Os desafios relacionados a transição para uma Economia Circular são extensos, mas os benefícios são igualmente grandes. Entende-se que a Economia Circular pode auxiliar na consecução dos seguintes Objetivos do Desenvolvimento Sustentável da ONU (ONU, 2015): ODS 6 (Água Limpa e Saneamento), ODS 7 (Energia Limpa e Acessível), ODS 8 (Trabalho Decente e Crescimento Econômico), ODS 12 (Consumo e Produção Responsáveis) e ODS 15 (Vida na Terra) (Schroeder et al., 2019).

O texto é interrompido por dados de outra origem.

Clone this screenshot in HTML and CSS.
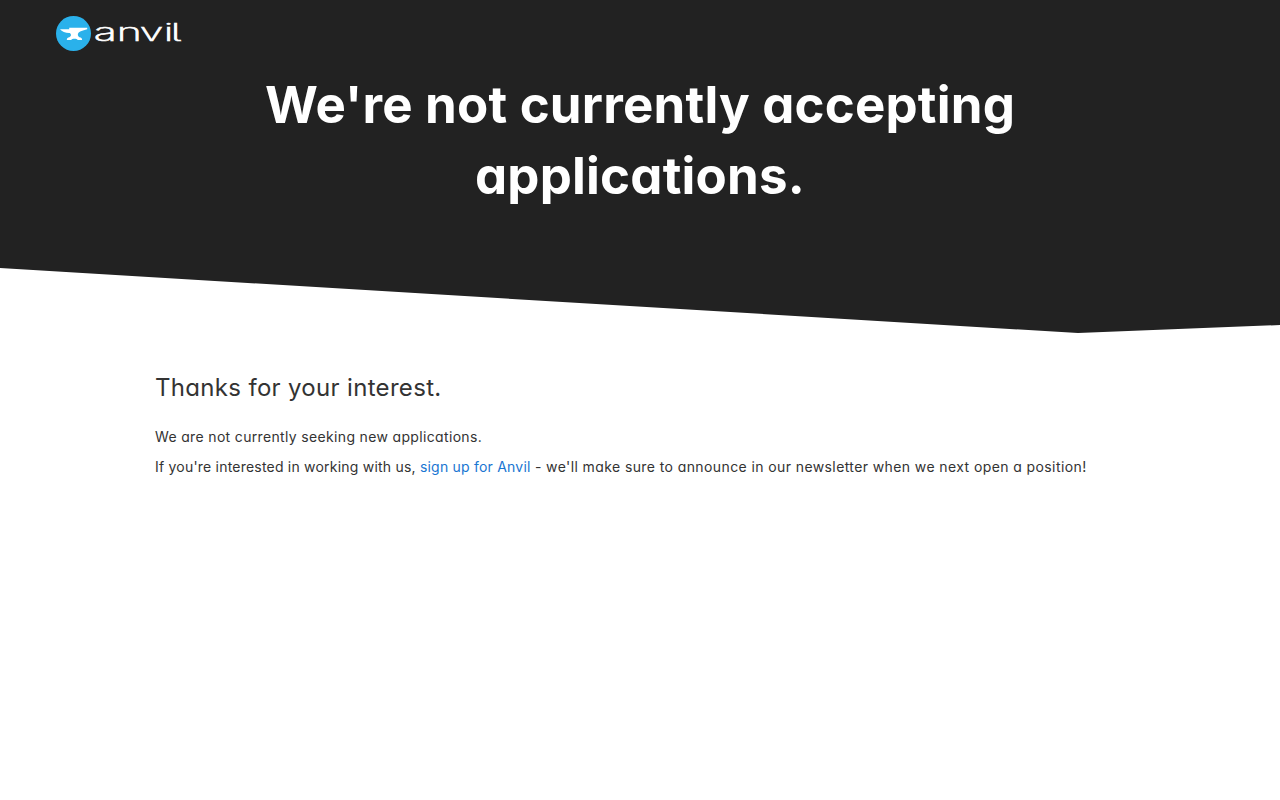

Diante desses aspectos, entende-se que a transição para uma Economia Circular passa necessariamente pela modificação da forma como os resíduos sólidos são gerenciados. No Brasil, apenas 2,2% dos resíduos passíveis de reciclagem, 35% do total de resíduos, são destinados a esse processo (Ministério do Meio Ambiente, 2020). Apesar da Política Nacional de Resíduos Sólidos, Lei nº 12.305 de 2010, sem citar a Economia Circular, trazer como objetivos a não geração, redução, reutilização, reciclagem e tratamento dos resíduos sólidos, bem como disposição final ambientalmente adequada dos rejeitos. Ou seja, princípios que estão intimamente relacionados com a Economia Circular.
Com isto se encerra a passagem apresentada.